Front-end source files
::::::::::

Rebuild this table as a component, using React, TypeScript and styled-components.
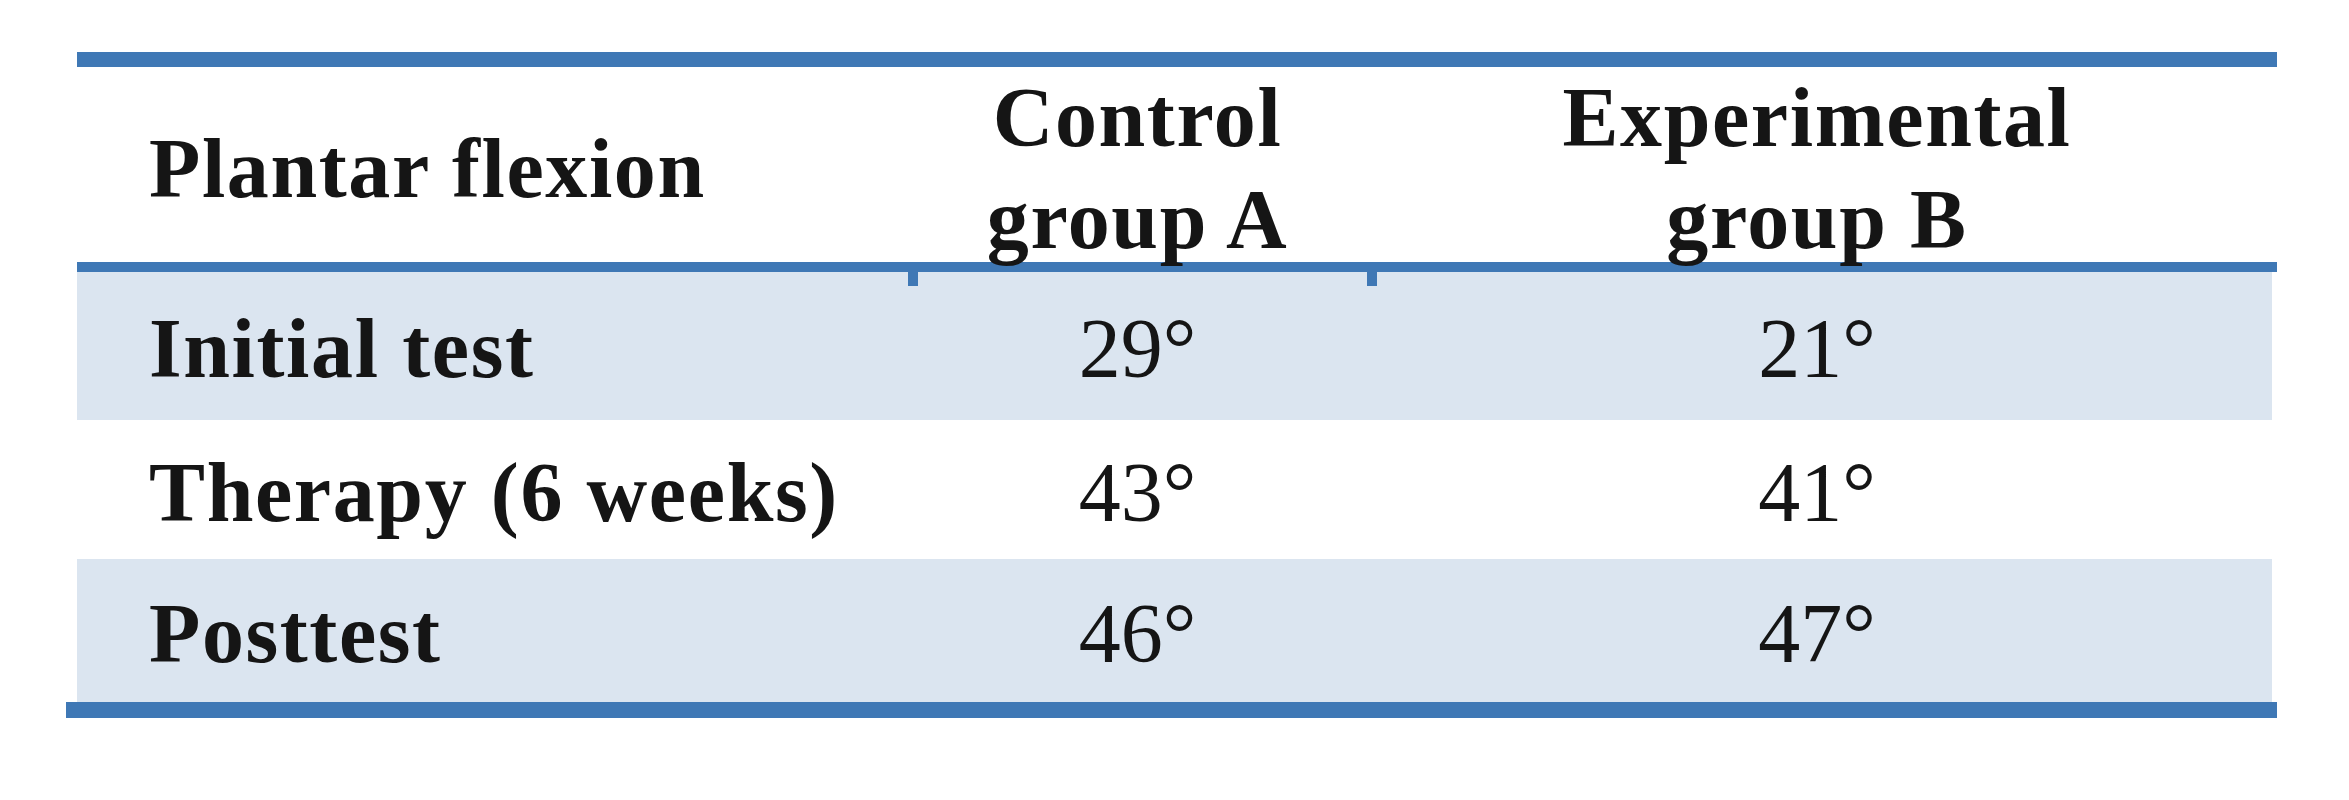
import React from "react";
import styled, { createGlobalStyle } from "styled-components";

const Global = createGlobalStyle`
  html, body { margin: 0; padding: 0; background: #ffffff; }
  body { font-family: "Liberation Serif", "Times New Roman", serif; color: #151515; }
`;

const BLUE = "#3f78b5";
const SHADE = "#dbe5f0";

const Table = styled.div`
  display: flex;
  flex-direction: column;
  width: 2200px;
  margin: 52px 0 0 77px;
`;

const Rule = styled.div<{ $h: number; $ext?: number }>`
  height: ${(p) => p.$h}px;
  background: ${BLUE};
  margin-left: ${(p) => -(p.$ext ?? 0)}px;
`;

const Grid = styled.div`
  display: grid;
  grid-template-columns: 831px 459px 900px;
  align-items: center;
`;

const HeaderRow = styled(Grid)`
  height: 195px;
  border-bottom: 10px solid ${BLUE};
`;

const BodyRow = styled(Grid)<{ $h: number; $shaded: boolean }>`
  height: ${(p) => p.$h}px;
  margin-right: 5px;
  padding-top: 6px;
  box-sizing: border-box;
  background: ${(p) => (p.$shaded ? SHADE : "#ffffff")};
`;

const Label = styled.div`
  padding-left: 72px;
  font-size: 84px;
  line-height: 102px;
  font-weight: 700;
  letter-spacing: 1.6px;
  white-space: nowrap;
`;

const HeadCell = styled.div<{ $tick?: boolean }>`
  position: relative;
  text-align: center;
  font-size: 84px;
  line-height: 102px;
  font-weight: 700;
  letter-spacing: 1.6px;
  align-self: stretch;
  display: flex;
  flex-direction: column;
  justify-content: center;
  &::after {
    content: "";
    display: ${(p) => (p.$tick ? "block" : "none")};
    position: absolute;
    left: 0;
    top: 100%;
    width: 10px;
    height: 15px;
    background: ${BLUE};
  }
`;

const Value = styled.div`
  text-align: center;
  font-size: 84px;
  line-height: 102px;
  font-weight: 400;
`;

const rows = [
  { label: "Initial test", a: "29°", b: "21°", h: 148 },
  { label: "Therapy (6 weeks)", a: "43°", b: "41°", h: 139 },
  { label: "Posttest", a: "46°", b: "47°", h: 143 },
];

export default function App() {
  return (
    <>
      <Global />
      <Table>
        <Rule $h={15} />
        <HeaderRow>
          <Label>Plantar flexion</Label>
          <HeadCell $tick>
            <span>Control</span>
            <span>group A</span>
          </HeadCell>
          <HeadCell $tick>
            <span>Experimental</span>
            <span>group B</span>
          </HeadCell>
        </HeaderRow>
        {rows.map((r, i) => (
          <BodyRow key={r.label} $h={r.h} $shaded={i % 2 === 0}>
            <Label>{r.label}</Label>
            <Value>{r.a}</Value>
            <Value>{r.b}</Value>
          </BodyRow>
        ))}
        <Rule $h={16} $ext={11} />
      </Table>
    </>
  );
}
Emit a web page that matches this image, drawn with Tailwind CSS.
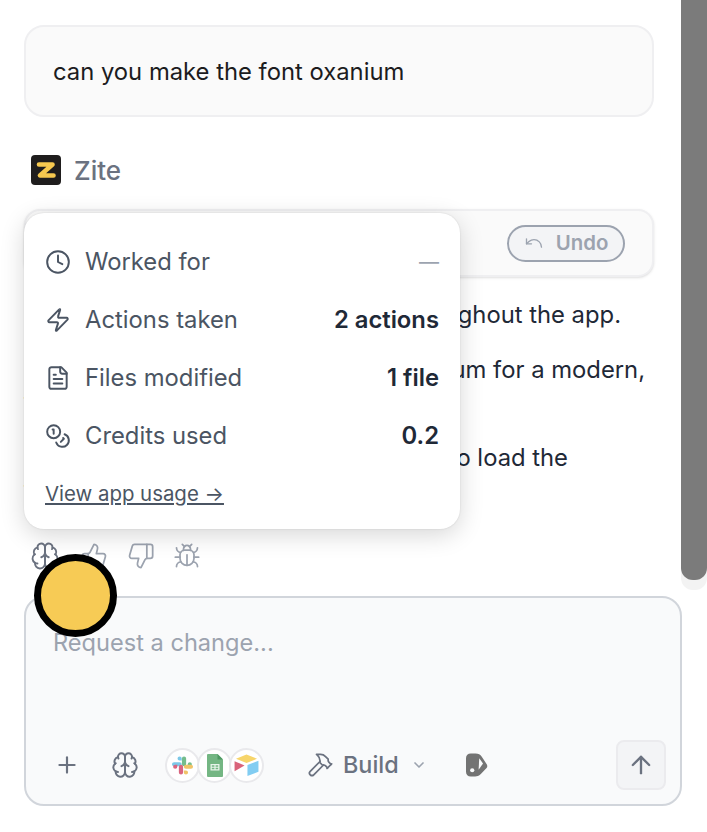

::::::::::

Look through the entries above. Extract each line with the word "React".

Rebuild this table as a component, using React, TypeScript and styled-components.
import React from "react";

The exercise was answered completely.